According to the Texas lawsuit against Google, Jedi Blue provided Facebook with preferential rates and other benefits in return for Facebook not building a competing system or using header bidding.
- Investigations by INMA researcher-in-residence Greg Piechota published this week show almost three-quarters (72 per cent) of the top 50 news subscription brands referred to journalistic qualities such as trusted Ukraine coverage, among subscription benefits.
In the first week of March, 14 per cent “directly referred to the war in Europe” in their calls to subscribe. He cites examples from Sweden’s Expressen, Spain’s La Vanguardia – which offered a 60 per cent discount on a three-month trial – and his former employer, Poland’s Gazeta Wyborcza (84 per cent discount on a six-month paid trial).

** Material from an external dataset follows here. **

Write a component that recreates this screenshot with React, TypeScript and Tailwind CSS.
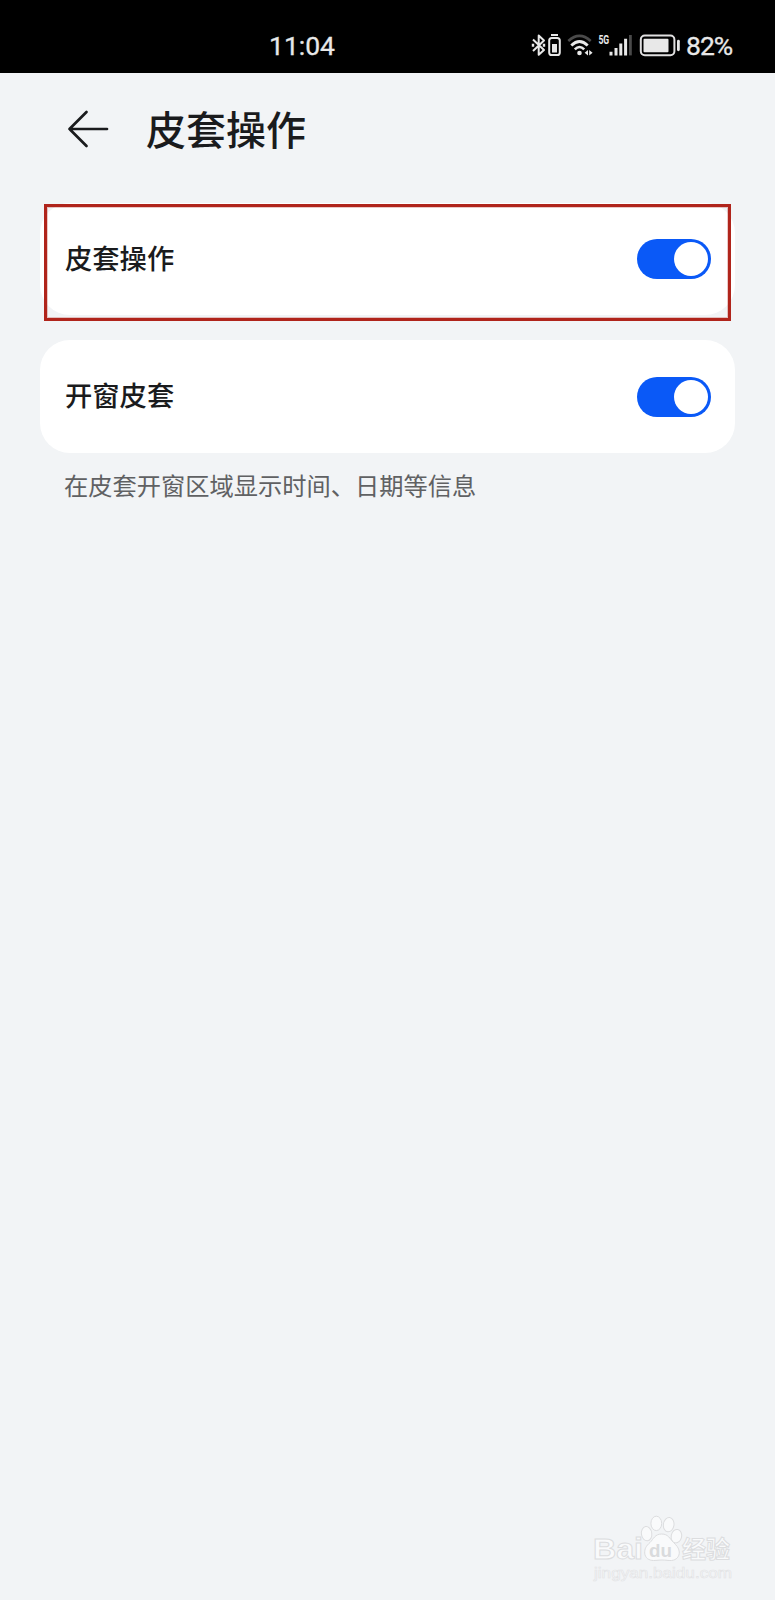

- In her NMA article, Rebecca Frank says that beyond harming news publishers, many brand safety tools don’t even do what they promise, while companies have found new ways to drain value from publishers, with reports of ad tech companies scraping publisher data and selling contextual advertising segments based on it without permission.
“The harm that ad tech companies cause to publishers is now clearer than ever,” she says. “They take away publishers’ ability to earn enough on advertisements to support the expensive, important work of gathering and sharing real news, waste their dollars with fraud and sell useless ‘safety’ tools that don’t make things safer.
“And in an age when disinformation is rampant online and information warfare is fuelling actual war in Ukraine, choosing to support real news outlets directly and advertising alongside high-quality news can literally save lives.”